One of the downsides, of course, is that the process can be so transparent, the team itself doesn’t know it’s there.
Why we don’t see it
For freelancers and small studios, team building isn’t a formal process. Our focus is rightly on the results, and the team is what happens when we call in reinforcements to help us assemble the ideal skillset. We do it routinely. When a client hands us a project, instead of telling them, “We’ll assemble a team of trusted colleagues to make this project go,” we simply say, “Yes, of course we can do that.”
Experience has shown us that many clients balk at the idea of a temporary team, assembled on the fly. Experience has also shown us that really, all they need to know is who they’ll be communicating with (in most cases that should be just one person) and that the project is in good hands.
So we obscure the fact that our team is fluid, and instead present the impression of a static organization that has always been there, and that magically has all the skills and talents our client needs right now, today. Even if they suspect that’s how we’re doing things, they don’t really want to know they’re being served escargot in a pop-up shop.
We can get so good at this, we even succeed at hiding the process from ourselves.
Why we should see it
Whether or not we tell the world, by understanding that our ability to create fluid teams is a superpower, we are adding to our arsenal of professional and service tools.
Creating fluid teams is not a duct tape fix for an inadequate workforce: it’s an art. Fluid team building is a skill worth developing, and if attracting bigger, more challenging projects is one of your goals, it’s a real system to which you’ll want to give conscious attention. Perhaps ultimately, you see yourself in a bustling, light-filled design studio with a permanent, specialized crew of experts. Maybe your dream team is a top notch, but loose, association of fierce independents, forever fluid. Either way, it will benefit you to cultivate a conscious process for bringing together the talent you need, when you need it.
Think long term
Have you got a list of go-to people you prefer to work with? Have you kept up with them to see what new skills they’ve acquired and if they’re still open to projects? Have you let them know what’s changed and grown in your world? Are you building new alliances as the web and your relationships continue to evolve?
Brian Casel has some recommended steps you can review in his article, “Building your web design all-star team.” Since this is an art, you may find you deeply, passionately disagree with some of his rules. Establish your own.
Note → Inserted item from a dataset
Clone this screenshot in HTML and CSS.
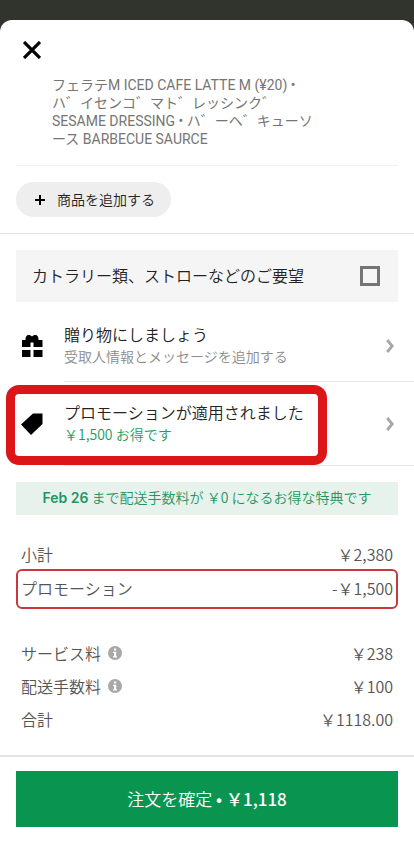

Even if you’re outsourcing rather than subcontracting, you can still be thinking big and long term by reaching out, learning the names, the culture, even the languages, of the people you’re hiring. Your commitment to them will inspire their commitment, and you’ll get much better results.
Commitment, by the way, also means making sure the people you work with feel valued, even when you don’t “need” them. Lunch, thank you notes, hello gifts and project referrals are a few of the gestures that build stronger, more sustainable professional relationships.
If you’ve followed Casel’s advice to identify each team member’s “one thing”, and are not using that knowledge to pigeonhole a talented colleague, you’ve got the beginnings of a healthy, long term alliance. And Mackin’s reference in her definition of fluid teams to “…different priorities, beliefs and values,” is another excellent reminder. In the short term, differing priorities can be set aside by a group with professional attitudes. Over the long term, however, as you find yourself returning to the same programmer, SEO expert or copywriter, some time should be spent getting to know what’s really important to them.
Perhaps the biggest challenge of working in the fluid teams model is that it’s easy to lose sight of our personal goals. When we spend day after day adapting to change, we can forget why we chose our profession in the first place. We can forget the original dreams we started with.
Granted, dreams change. We may find we no longer want to design highly creative band websites, and life is now all about a truly cross-cultural mobile app. The important thing is to stay in touch, no matter what we’re adapting to today, with the things that really matter to us.
A word about reciprocating
Because they subbed for you, are you obligated to sub for them? Because you shared a project with them, must they share their next project with you? Not everyone is able or willing to operate this way. You may bristle in a secondary role, or simply not have the time. Your favorite, most talented designer may hate selling, and be perfectly happy to remain on the list of a handful of companies, without ever attracting a shareable project of their own. For these reasons (and more), it’s best not to make reciprocation a requirement as you grow your network.
Changeable doesn’t mean disposable
While relationships begin and end for as many reasons as there are people, they can also grow. This gives rise to the kind of flexibility that fosters resilience: resilient teams that can expand and shrink and expand again; and also resilient careers that adapt to the changing websphere with creativity and grace.
Professionals I talked to while researching this article have colleagues they’ve been working with for more than ten or 15 years. These are people with whom shared values have been strengthened, differing values are respected, and trust has been carefully cultivated over time.
We’re creatives. We make things. We team up to make bigger things. With the still-expanding Internet and ever-better online collaboration tools, there has never been a better time to be our creative, resourceful and fluid selves.